Mayor Michael Bloomberg told a Greenwich Village Block Associations forum last month, “I wouldn’t want a porn parlor in my neighborhood and you shouldn’t either.” But given First Amendment guarantees of free expression and a pending court case regarding zoning intended to curtail adult entertainment shops, the solution to problems about porn shops is far from simple.

Nevertheless, City Councilmember Christine Queen has organized a Wed. Sept. 8 public meeting with several city agencies to focus on ways to stem what many Village and Chelsea residents feel is a flood of pornography pouring through legal loopholes.

“By getting several city agencies that intersect with this issue together in the same room with community folk we hope we’ll be able to enforce current regulations and target shops that are lawless,” said Quinn earlier this week. “We believe that many of these establishments are in violation of various city codes,” she added.

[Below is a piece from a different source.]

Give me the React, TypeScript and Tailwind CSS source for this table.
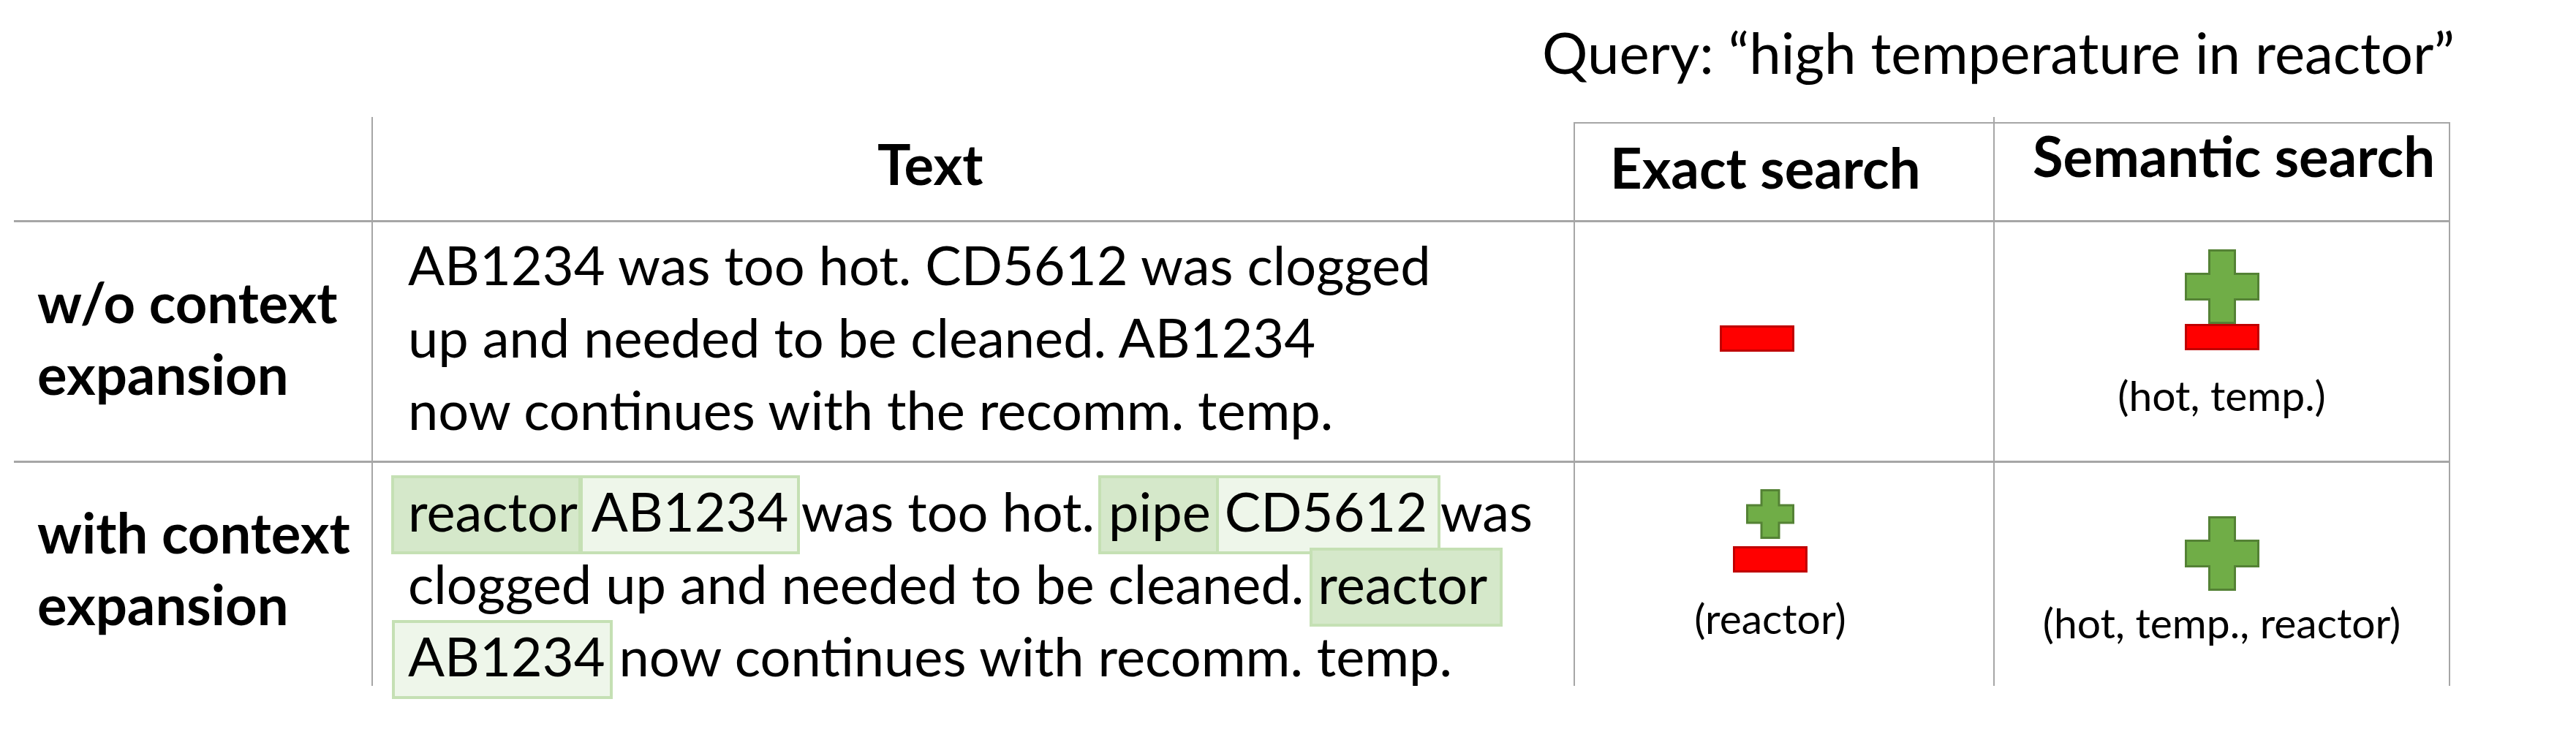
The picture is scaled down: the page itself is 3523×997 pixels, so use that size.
import React from "react";

function BigPlus() {
  return (
    <svg width="102" height="102" viewBox="0 0 102 102" className="block">
      <polygon
        points="33.5,1.5 68.5,1.5 68.5,33.5 100.5,33.5 100.5,68.5 68.5,68.5 68.5,100.5 33.5,100.5 33.5,68.5 1.5,68.5 1.5,33.5 33.5,33.5"
        fill="#70ad47"
        stroke="#548235"
        strokeWidth="3"
      />
    </svg>
  );
}

function SmallPlus() {
  return (
    <svg width="66" height="68" viewBox="0 0 66 68" className="block">
      <polygon
        points="21,1.5 45,1.5 45,22 64.5,22 64.5,46 45,46 45,66.5 21,66.5 21,46 1.5,46 1.5,22 21,22"
        fill="#70ad47"
        stroke="#548235"
        strokeWidth="3"
      />
    </svg>
  );
}

function Minus() {
  return <div className="w-[102px] h-[36px] bg-[#ff0000] border-[3px] border-[#c00000]" />;
}

export default function App() {
  return (
    <div className="w-[3523px] h-[997px] bg-white text-black overflow-hidden font-['Lato',sans-serif]">
      <div className="h-[160px] pt-[22px] pr-[166px] flex justify-end">
        <div className="text-[78px] leading-[99px] whitespace-nowrap">
          Query: {"\u201c"}high temperature in reactor{"\u201d"}
        </div>
      </div>

      <div className="ml-[19px] grid grid-cols-[489px_1644px_574px_625px] grid-rows-[144px_329px_305px]">
        {/* header row */}
        <div className="border-b-[3px] border-[#a6a6a6]" />
        <div className="border-l-2 border-b-[3px] border-[#a6a6a6] pt-[24px] pl-[690px]">
          <div className="text-[76px] leading-[80px] font-bold whitespace-nowrap">Text</div>
        </div>
        <div className="mt-[7px] border-t-2 border-l-2 border-b-[3px] border-[#a6a6a6] pt-[20px] pl-[48px]">
          <div className="text-[76px] leading-[80px] font-bold whitespace-nowrap">Exact search</div>
        </div>
        <div className="border-l-2 border-[#a6a6a6] pt-[7px] flex flex-col">
          <div className="flex-1 border-t-2 border-r-2 border-b-[3px] border-[#a6a6a6] pt-[4px] pl-[52px]">
            <div className="text-[76px] leading-[80px] font-bold whitespace-nowrap">Semantic search</div>
          </div>
        </div>

        {/* row 1 */}
        <div className="border-b-[3px] border-[#a6a6a6] pt-[60px] pl-[32px]">
          <div className="text-[76px] leading-[98px] font-bold whitespace-nowrap">
            w/o context
            <br />
            expansion
          </div>
        </div>
        <div className="border-l-2 border-b-[3px] border-[#a6a6a6] pt-[8px] pl-[48px]">
          <div className="text-[74px] leading-[99px] whitespace-nowrap">
            AB1234 was too hot. CD5612 was clogged
            <br />
            up and needed to be cleaned. AB1234
            <br />
            now continues with the recomm. temp.
          </div>
        </div>
        <div className="border-l-2 border-b-[3px] border-[#a6a6a6] flex flex-col items-center pt-[141px] pr-[74px]">
          <Minus />
        </div>
        <div className="border-l-2 border-r-2 border-b-[3px] border-[#a6a6a6] flex flex-col items-center pt-[37px]">
          <BigPlus />
          <Minus />
          <div className="mt-[30px] text-[57px] leading-[62px] whitespace-nowrap">(hot, temp.)</div>
        </div>

        {/* row 2 */}
        <div className="pt-[46px] pl-[32px]">
          <div className="text-[76px] leading-[98px] font-bold whitespace-nowrap">
            with context
            <br />
            expansion
          </div>
        </div>
        <div className="border-l-2 border-[#a6a6a6] pt-[16px] pl-[48px]">
          <div className="text-[74px] leading-[99px] whitespace-nowrap">
            <span className="bg-[#d5e8ca] border-4 border-[#c5e0b4] -ml-[23px] pl-[19px] -mr-[5px] pr-[1px] pb-[11px]">reactor</span>{" "}
            <span className="bg-[#eef6ea] border-4 border-[#c5e0b4] -ml-[16px] pl-[12px] -mr-[16px] pr-[12px] pb-[11px]">AB1234</span>{" "}
            was too hot.{" "}
            <span className="bg-[#d5e8ca] border-4 border-[#c5e0b4] -ml-[14px] pl-[10px] -mr-[16px] pr-[12px] pb-[11px]">pipe</span>{" "}
            <span className="bg-[#eef6ea] border-4 border-[#c5e0b4] -ml-[12px] pl-[8px] -mr-[18px] pr-[14px] pb-[11px]">CD5612</span>{" "}
            was
            <br />
            clogged up and needed to be cleaned.{" "}
            <span className="bg-[#d5e8ca] border-4 border-[#c5e0b4] -ml-[11px] pl-[7px] -mr-[21px] pr-[17px] pb-[11px]">reactor</span>
            <br />
            <span className="bg-[#eef6ea] border-4 border-[#c5e0b4] -ml-[22px] pl-[18px] -mr-[10px] pr-[6px] pb-[11px]">AB1234</span>{" "}
            now continues with recomm. temp.
          </div>
        </div>
        <div className="border-l-2 border-[#a6a6a6] flex flex-col items-center pt-[36px] pr-[38px]">
          <SmallPlus />
          <div className="mt-[10px]">
            <Minus />
          </div>
          <div className="mt-[31px] text-[57px] leading-[62px] whitespace-nowrap">(reactor)</div>
        </div>
        <div className="border-l-2 border-r-2 border-[#a6a6a6] flex flex-col items-center pt-[73px]">
          <BigPlus />
          <div className="mt-[12px] text-[57px] leading-[62px] whitespace-nowrap">(hot, temp., reactor)</div>
        </div>
      </div>
    </div>
  );
}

In addition to local police, representatives from the multi-agency Mayor’s Office of Midtown Enforcement and the Department of Buildings are to join the 7 p.m. Wed. Sept. 8 meeting in Father Demo Hall at Our Lady of Pompei Church on Bleecker and Carmine Sts.

Current enforcement is based on the 60-40 definition of adult entertainment, developed as a result of court cases, saying if 40 percent or more of a shop is devoted to pornography it is subject to zoning designed to prevent porn shops from clustering close to each other and from operating near schools or residential areas. Shops selling pornography are also subject to rules about where the adult material may be placed.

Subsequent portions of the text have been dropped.